RECORDS SHOWN:
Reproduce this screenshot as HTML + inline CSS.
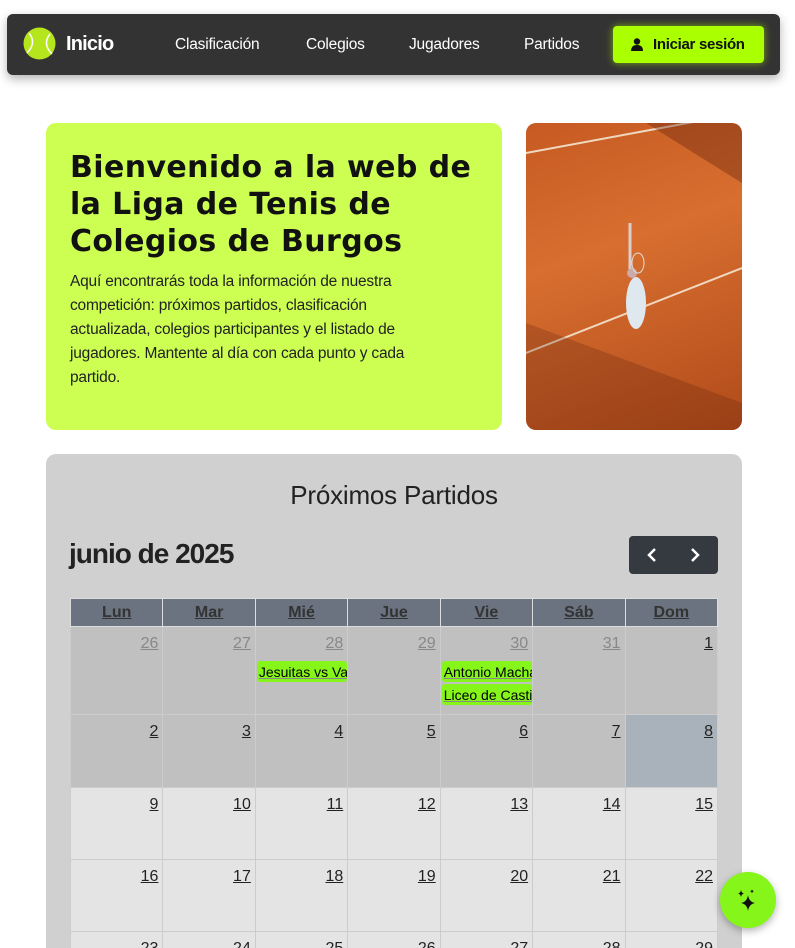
<!DOCTYPE html>
<html><head><meta charset="utf-8"><style>
*{box-sizing:border-box;margin:0;padding:0}
html,body{width:795px;height:948px;overflow:hidden}
body{background:#fff;font-family:"Liberation Sans",sans-serif;position:relative}
.nav{position:absolute;left:7px;top:14px;width:773px;height:61px;background:#333;border-radius:6px;box-shadow:0 4px 10px rgba(0,0,0,.3)}
.nav a{position:absolute;top:22px;color:#fff;font-size:15.5px;text-decoration:none;letter-spacing:-.2px}
.btn{position:absolute;left:606px;top:12px;width:151px;height:37px;background:#aaff00;border-radius:4px;box-shadow:0 0 8px rgba(170,255,0,.6);font-weight:bold;font-size:15px;color:#111;padding:10px 0 0 40px;letter-spacing:-.3px}
.hero{position:absolute;left:46px;top:123px;width:456px;height:307px;background:#ccff52;border-radius:10px;padding:26px 24px}
.hero h1{font-family:"DejaVu Sans",sans-serif;font-size:30px;line-height:37px;font-weight:bold;color:#111;letter-spacing:.4px}
.hero p{font-size:15.5px;line-height:24px;color:#222;margin-top:10px;letter-spacing:-.2px;width:365px}
.img{position:absolute;left:526px;top:123px;width:216px;height:307px;border-radius:10px;overflow:hidden;background:linear-gradient(160deg,#c65a22,#d86f30 40%,#b04a1a)}
.cal{position:absolute;left:46px;top:454px;width:696px;height:494px;background:#d0d0d0;border-radius:10px 10px 0 0;overflow:hidden}
.cal h2{position:absolute;top:26px;width:100%;text-align:center;font-weight:normal;font-size:26px;color:#222;letter-spacing:-.2px}
.mon{position:absolute;left:23px;top:84px;font-size:28px;font-weight:bold;color:#222;letter-spacing:-1px}
.arr{position:absolute;left:583px;top:82px;width:89px;height:38px;background:#343a40;border-radius:4px;color:#fff}
table{position:absolute;left:24px;top:144px;width:648px;border-collapse:collapse;table-layout:fixed}
th{background:#6b7280;color:#333;height:28px;font-size:16px;border:1px solid #ddd;text-decoration:underline}
td{border:1px solid #ccc;vertical-align:top;text-align:right;padding:8px 4px 0 0;font-size:16px;color:#222;text-decoration:underline}
.o{background:#c0c0c0}.o.g{color:#888}
.l td{background:#e4e4e4}
.ev{background:#85f51a;border-radius:3px;font-size:14px;text-align:left;padding:3px 2px;color:#000;text-decoration:none;white-space:nowrap;overflow:hidden;margin:8px -4px 0 1px;height:21px}
.fab{position:absolute;left:720px;top:872px;width:56px;height:56px;border-radius:50%;background:#85f51a;box-shadow:0 3px 8px rgba(0,0,0,.3)}
</style></head><body>
<div class="nav">
<svg style="position:absolute;left:16px;top:13px" width="33" height="33" viewBox="0 0 33 33"><circle cx="16.5" cy="16.5" r="16" fill="#b5e61d"/><path d="M6 6 Q14 16 4 26 M27 7 Q19 17 29 27" stroke="#fff" stroke-width="1.5" fill="none"/></svg>
<a style="left:59px;font-weight:bold;font-size:20px;top:19px;letter-spacing:-.8px">Inicio</a>
<a style="left:168px">Clasificación</a><a style="left:299px">Colegios</a><a style="left:402px">Jugadores</a><a style="left:517px">Partidos</a>
<div class="btn"><svg style="position:absolute;left:18px;top:12px" width="12" height="13" viewBox="0 0 12 13"><circle cx="6" cy="3.5" r="3.2" fill="#111"/><path d="M0 13 Q0 7 6 7 Q12 7 12 13Z" fill="#111"/></svg>Iniciar sesión</div>
</div>
<div class="hero"><h1>Bienvenido a la web de la Liga de Tenis de Colegios de Burgos</h1><p>Aquí encontrarás toda la información de nuestra competición: próximos partidos, clasificación actualizada, colegios participantes y el listado de jugadores. Mantente al día con cada punto y cada partido.</p></div>
<div class="img"><svg width="216" height="307"><path d="M0 30 L216 -10 M0 230 L216 145" stroke="#f0d8c0" stroke-width="2"/><path d="M120 0 L216 60 L216 0Z" fill="rgba(90,30,10,.35)"/><path d="M0 200 L216 280 L216 307 L0 307Z" fill="rgba(90,30,10,.25)"/><ellipse cx="110" cy="180" rx="10" ry="26" fill="#dfe8ef"/><circle cx="106" cy="150" r="5" fill="#caa"/><path d="M104 146 L104 100" stroke="#dcc" stroke-width="3"/><ellipse cx="112" cy="140" rx="6" ry="10" fill="none" stroke="#ddd"/></svg></div>
<div class="cal"><h2>Próximos Partidos</h2><div class="mon">junio de 2025</div>
<div class="arr"><svg width="89" height="38"><path d="M26 13 L20 19 L26 25 M63 13 L69 19 L63 25" stroke="#fff" stroke-width="2.5" fill="none"/></svg></div>
<table><tr><th>Lun</th><th>Mar</th><th>Mié</th><th>Jue</th><th>Vie</th><th>Sáb</th><th>Dom</th></tr>
<tr style="height:88px"><td class="o g">26</td><td class="o g">27</td><td class="o g">28<div class="ev">Jesuitas vs Va</div></td><td class="o g">29</td><td class="o g">30<div class="ev">Antonio Macha</div><div class="ev" style="margin-top:2px">Liceo de Casti</div></td><td class="o g">31</td><td class="o">1</td></tr>
<tr style="height:73px"><td class="o">2</td><td class="o">3</td><td class="o">4</td><td class="o">5</td><td class="o">6</td><td class="o">7</td><td style="background:#a9b1ba">8</td></tr>
<tr class="l" style="height:72px"><td>9</td><td>10</td><td>11</td><td>12</td><td>13</td><td>14</td><td>15</td></tr>
<tr class="l" style="height:72px"><td>16</td><td>17</td><td>18</td><td>19</td><td>20</td><td>21</td><td>22</td></tr>
<tr class="l" style="height:72px"><td>23</td><td>24</td><td>25</td><td>26</td><td>27</td><td>28</td><td>29</td></tr></table></div>
<div class="fab"><svg width="56" height="56" viewBox="0 0 56 56"><path d="M28 23 Q29 30 35 31 Q29 32 28 39 Q27 32 21 31 Q27 30 28 23Z M21 18 Q21.5 21 24 21.5 Q21.5 22 21 25 Q20.5 22 18 21.5 Q20.5 21 21 18Z M32 17 Q32.3 19 34 19.3 Q32.3 19.6 32 21.5 Q31.7 19.6 30 19.3 Q31.7 19 32 17Z" fill="#111"/></svg></div>
</body></html>
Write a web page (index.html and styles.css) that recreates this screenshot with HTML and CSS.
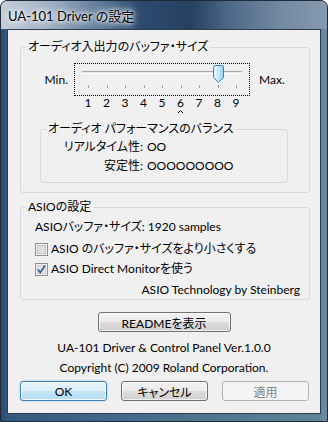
FILE: index.html
```html
<!DOCTYPE html>
<html lang="ja">
<head>
    <meta charset="UTF-8">
    <meta name="viewport" content="width=device-width, initial-scale=1.0">
    <title>UA-101 Driver の設定</title>
    <link rel="stylesheet" href="styles.css">
</head>
<body>
    <div class="window">
        <div class="titlebar"><span class="title">UA-101 Driver の設定</span></div>

        <div class="client">
            <!-- バッファ・サイズ -->
            <fieldset class="group buffer">
                <legend>オーディオ入出力のバッファ・サイズ</legend>
                <div class="slider-row">
                    <span class="end min">Min.</span>
                    <div class="slider">
                        <div class="track"></div>
                        <div class="ticks"><i></i><i></i><i></i><i></i><i></i><i></i><i></i><i></i><i></i></div>
                        <svg class="thumb" width="11" height="18" viewBox="0 0 11 18">
                            <defs>
                                <linearGradient id="tg" x1="0" y1="0" x2="1" y2="0">
                                    <stop offset="0" stop-color="#e9f7fd"/>
                                    <stop offset="0.5" stop-color="#c4e9fa"/>
                                    <stop offset="1" stop-color="#8fd0ef"/>
                                </linearGradient>
                            </defs>
                            <path d="M0.5 2.5 Q0.5 0.5 2.5 0.5 H8.5 Q10.5 0.5 10.5 2.5 V12.5 L5.5 17.3 L0.5 12.5 Z" fill="url(#tg)" stroke="#3c7fb1"/>
                        </svg>
                    </div>
                    <span class="end">Max.</span>
                </div>
                <div class="scale">
                    <span>1</span><span>2</span><span>3</span><span>4</span><span>5</span><span>6</span><span>7</span><span>8</span><span>9</span>
                </div>
                <svg class="caret" width="5" height="3" viewBox="0 0 5 3">
                    <path d="M0 3 L2.5 0.5 L5 3" fill="none" stroke="#000"/>
                </svg>

                <fieldset class="group balance">
                    <legend>オーディオ パフォーマンスのバランス</legend>
                    <div class="meter"><span class="label">リアルタイム性:</span><span>OO</span></div>
                    <div class="meter"><span class="label">安定性:</span><span>OOOOOOOOO</span></div>
                </fieldset>
            </fieldset>

            <!-- ASIOの設定 -->
            <fieldset class="group asio">
                <legend>ASIOの設定</legend>
                <div class="asio-size">ASIOバッファ・サイズ: 1920 samples</div>
                <label class="check first">
                    <svg class="box" width="13" height="13" viewBox="0 0 13 13">
                        <rect x="0.5" y="0.5" width="12" height="12" fill="#f4f4f4" stroke="#8f8f8f"/>
                        <rect x="2.5" y="2.5" width="8" height="8" fill="#dcdee2" stroke="#c2c5ca"/>
                    </svg>
                    ASIO のバッファ・サイズをより小さくする
                </label>
                <label class="check">
                    <svg class="box" width="13" height="13" viewBox="0 0 13 13">
                        <rect x="0.5" y="0.5" width="12" height="12" fill="#f4f4f4" stroke="#8f8f8f"/>
                        <rect x="2.5" y="2.5" width="8" height="8" fill="#e4e6ea" stroke="#c8cbd0"/>
                        <path d="M3 6.5 L5.3 9.5 L10 2.5" fill="none" stroke="#3d5a9e" stroke-width="1.8"/>
                    </svg>
                    ASIO Direct Monitorを使う
                </label>
                <div class="credit">ASIO Technology by Steinberg</div>
            </fieldset>

            <button class="readme">READMEを表示</button>
            <p class="info">UA-101 Driver &amp; Control Panel Ver.1.0.0</p>
            <p class="info">Copyright (C) 2009 Roland Corporation.</p>

            <div class="actions">
                <button class="default">OK</button>
                <button>キャンセル</button>
                <button disabled>適用</button>
            </div>
        </div>
    </div>
</body>
</html>
```

FILE: styles.css
```css
* {
    box-sizing: border-box;
}
html, body {
    margin: 0;
}
body {
    background-color: #fff;
    font-family: Lato, "Noto Sans CJK JP", sans-serif;
    font-size: 12px;
    font-feature-settings: "palt";
    color: #000;
}
.window {
    width: 328px;
    height: 422px;
    display: flex;
    flex-direction: column;
    border: 1px solid #1d2b3b;
    border-radius: 7px 7px 0 0;
    overflow: hidden;
    background: linear-gradient(90deg, #2b4a70 0, #35597f 2%, #4a6f8c 50%, #5e8396 97%, #6b8c9e 100%);
}
.titlebar {
    height: 28px;
    padding-left: 7px;
    display: flex;
    align-items: center;
    background: linear-gradient(90deg, #c4ced8 0, #a3b3c4 14%, #607c9b 30%, #2d4b70 42%, #26415f 58%, #4d6888 70%, #7188a1 85%, #8699ae 100%);
}
.title {
    font-size: 13px;
    text-shadow: 0 0 6px #fff, 0 0 10px #fff, 0 0 3px #fff;
}
.client {
    height: 385px;
    margin: 0 6px;
    background-color: #f0f0f0;
    border: 1px solid #2c3d50;
    display: flex;
    flex-direction: column;
}
.group {
    margin: 0;
    padding: 0 5px;
    border: 1px solid #d3dbe0;
    border-radius: 3px;
    min-width: 0;
}
.group legend {
    padding: 0 2px;
    line-height: 16px;
}
.buffer {
    margin: 9px 10px 0 12px;
    padding-bottom: 9px;
}
.slider-row {
    display: flex;
    align-items: center;
    margin-top: 8px;
}
.end {
    line-height: 16px;
}
.min {
    width: 42px;
    text-align: right;
    margin-right: 6px;
}
.slider {
    position: relative;
    width: 176px;
    height: 33px;
    border: 1px dotted #000;
    margin-right: 9px;
    padding-top: 7px;
}
.track {
    margin-left: 7px;
    width: 160px;
    height: 3px;
    border-top: 1px solid #a8a8a8;
    border-bottom: 1px solid #fff;
    background-color: #e4e6e8;
}
.ticks {
    display: flex;
    justify-content: space-between;
    margin: 11px 12px 0 13px;
}
.ticks i {
    width: 1px;
    height: 3px;
    background-color: #a0a0a0;
}
.thumb {
    position: absolute;
    left: 138px;
    top: 1px;
}
.scale {
    display: flex;
    justify-content: space-between;
    width: 158px;
    margin-left: 57px;
    line-height: 14px;
}
.scale span {
    width: 10px;
    text-align: center;
}
.caret {
    display: block;
    margin-left: 152px;
}
.balance {
    margin: 8px 0 0 14px;
    width: 248px;
    padding-bottom: 7px;
}
.meter {
    display: flex;
    line-height: 19px;
}
.meter .label {
    width: 97px;
    text-align: right;
    margin-right: 4px;
}
.asio {
    margin: 6px 10px 0 12px;
    padding: 0 9px 0 14px;
}
.asio legend {
    margin-left: -9px;
}
.asio-size {
    margin-top: 3px;
    line-height: 18px;
}
.check {
    display: flex;
    align-items: center;
    line-height: 20px;
}
.check.first {
    margin-top: 3px;
}
.check .box {
    margin-right: 3px;
}
.credit {
    margin-top: 2px;
    line-height: 18px;
    text-align: right;
}
button {
    font: inherit;
    font-feature-settings: "palt";
    height: 20px;
    padding: 0;
    color: #000;
    border: 1px solid #707070;
    border-radius: 3px;
    background: linear-gradient(#f2f2f2 0, #ebebeb 50%, #dddddd 50%, #cfcfcf 100%);
    box-shadow: inset 0 0 0 1px rgba(255, 255, 255, 0.7);
}
.readme {
    align-self: center;
    width: 133px;
    margin-top: 12px;
}
.info {
    margin: 0;
    line-height: 20px;
    text-align: center;
}
.readme + .info {
    margin-top: 6px;
}
.actions {
    display: flex;
    gap: 14px;
    margin: 3px 0 0 12px;
}
.actions button {
    width: 87px;
}
.actions .default {
    border-color: #3c7fb1;
    background: linear-gradient(#e9f5fc 0, #dbeff9 50%, #c6e5f6 50%, #b3dcf2 100%);
    box-shadow: inset 0 0 0 1px rgba(255, 255, 255, 0.8), 0 0 2px #8fcbef;
}
.actions button:disabled {
    border-color: #adb2b5;
    background: #f4f4f4;
    color: #838383;
    box-shadow: none;
}
```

SHORT TASK: Review the preceding data and report every line that includes the string "screenshot".

IN RESPONSE:
Reproduce this screenshot as HTML + inline CSS.
Write a web page (index.html and styles.css) that recreates this screenshot with HTML and CSS.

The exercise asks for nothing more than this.